The resulting coverage countered the notion that the N.S.A. was a shadowy menace to ordinary citizens. General Hayden's efforts to modernize the agency got generally sympathetic coverage, despite cost overruns and other setbacks. His message that the agency scrupulously avoided invading Americans' privacy won plaudits from members of Congress.

After The New York Times disclosed the eavesdropping program last month, General Hayden quickly took a prominent role in defending it. His previous success in persuading outsiders that the N.S.A. operated strictly in accordance with laws like the Foreign Intelligence Surveillance Act, which requires warrants for eavesdropping in the United States, caused the revelations to resound with particular force in Washington.

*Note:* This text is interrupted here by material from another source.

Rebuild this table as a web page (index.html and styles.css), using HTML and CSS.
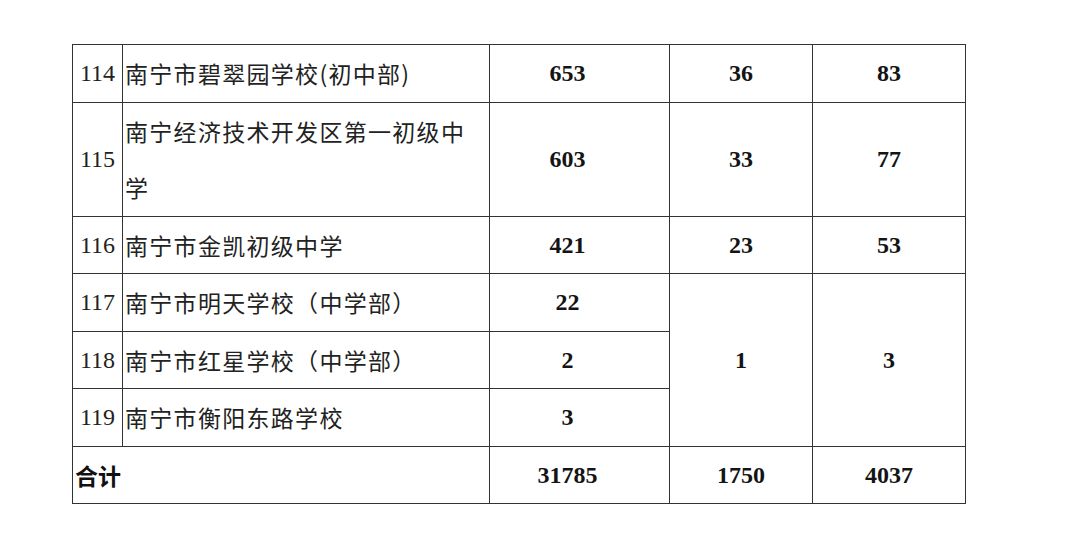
FILE: index.html
```html
<!DOCTYPE html>
<html lang="zh-CN">
<head>
<meta charset="utf-8">
<title>南宁市学校名额分配表</title>
<link rel="stylesheet" href="styles.css">
</head>
<body>
<div class="page">
  <table class="quota">
    <colgroup>
      <col class="c-idx">
      <col class="c-name">
      <col class="c-a">
      <col class="c-b">
      <col class="c-c">
    </colgroup>
    <tbody>
      <tr>
        <td class="idx">114</td>
        <td class="name">南宁市碧翠园学校(初中部)</td>
        <td class="num first">653</td>
        <td class="num">36</td>
        <td class="num">83</td>
      </tr>
      <tr>
        <td class="idx">115</td>
        <td class="name">南宁经济技术开发区第一初级中学</td>
        <td class="num first">603</td>
        <td class="num">33</td>
        <td class="num">77</td>
      </tr>
      <tr>
        <td class="idx">116</td>
        <td class="name">南宁市金凯初级中学</td>
        <td class="num first">421</td>
        <td class="num">23</td>
        <td class="num">53</td>
      </tr>
      <tr>
        <td class="idx">117</td>
        <td class="name">南宁市明天学校（中学部）</td>
        <td class="num first">22</td>
        <td class="num" rowspan="3">1</td>
        <td class="num" rowspan="3">3</td>
      </tr>
      <tr>
        <td class="idx">118</td>
        <td class="name">南宁市红星学校（中学部）</td>
        <td class="num first">2</td>
      </tr>
      <tr>
        <td class="idx">119</td>
        <td class="name">南宁市衡阳东路学校</td>
        <td class="num first">3</td>
      </tr>
      <tr>
        <td class="total" colspan="2">合计</td>
        <td class="num first">31785</td>
        <td class="num">1750</td>
        <td class="num">4037</td>
      </tr>
    </tbody>
  </table>
</div>
</body>
</html>
```

FILE: styles.css
```css
html, body {
  margin: 0;
  padding: 0;
  background: #ffffff;
}

.page {
  padding: 44px 0 0 72px;
}

.quota {
  border-collapse: collapse;
  table-layout: fixed;
  width: 893px;
  color: #1a1a1a;
}

.c-idx { width: 50px; }
.c-name { width: 367px; }
.c-a { width: 180px; }
.c-b { width: 143px; }
.c-c { width: 153px; }

.quota td {
  border: 1px solid #333333;
  padding: 0;
  line-height: 56.5px;
  height: 56.5px;
  vertical-align: middle;
}

.idx {
  text-align: center;
  font-family: "Liberation Serif", "Times New Roman", serif;
  font-size: 24px;
  color: #222222;
}

.name {
  font-family: "Noto Sans CJK SC", sans-serif;
  font-size: 23px;
  letter-spacing: 1.3px;
  color: #222222;
  padding: 0 12px 0 2px !important;
  word-break: break-all;
}

.num {
  text-align: center;
  font-family: "Liberation Serif", "Times New Roman", serif;
  font-weight: 700;
  font-size: 24px;
  color: #141414;
}

.quota td.first {
  padding-right: 24px;
}

.total {
  font-family: "Noto Sans CJK SC", sans-serif;
  font-weight: 700;
  font-size: 23px;
  color: #111111;
  padding-left: 2px !important;
}
```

Polls on the program show mixed views among Americans. But if General Hayden is concerned that coverage of the N.S.A. eavesdropping has eroded his image-building efforts, he can take no comfort from last Saturday's television schedule: ABC showed "Enemy of the State" in prime time.
Posted by:Dan Darling

#2  I didn't read the entire transcript, but in what I did read the questions from the press indicated to me that they are stuck on 9/10 and clueless about intelligence.
Posted by: Crath Sheregum2106   2006-01-24 10:35  

#1  I read the transcript yesterday and I really hope the press learned something but I doubt it. The most glaring fact that the press will miss is that Gen Hayden pointed out that "not a single NSA employed complained to the IG about this activity." So that should tell you that ALL or most of this innuendo is coming from outside the intelligence community or someone inside broke a lot of protocols in place to safeguard intelligence. If the latter is true I hope they find a nice cell for the whistleblower/patriot to stay in for a long time. Also it was not a far fight putting General Hayden against the puny minded and DNC talking points loaded press, he shredded all their charges with FACTS. Kudos General!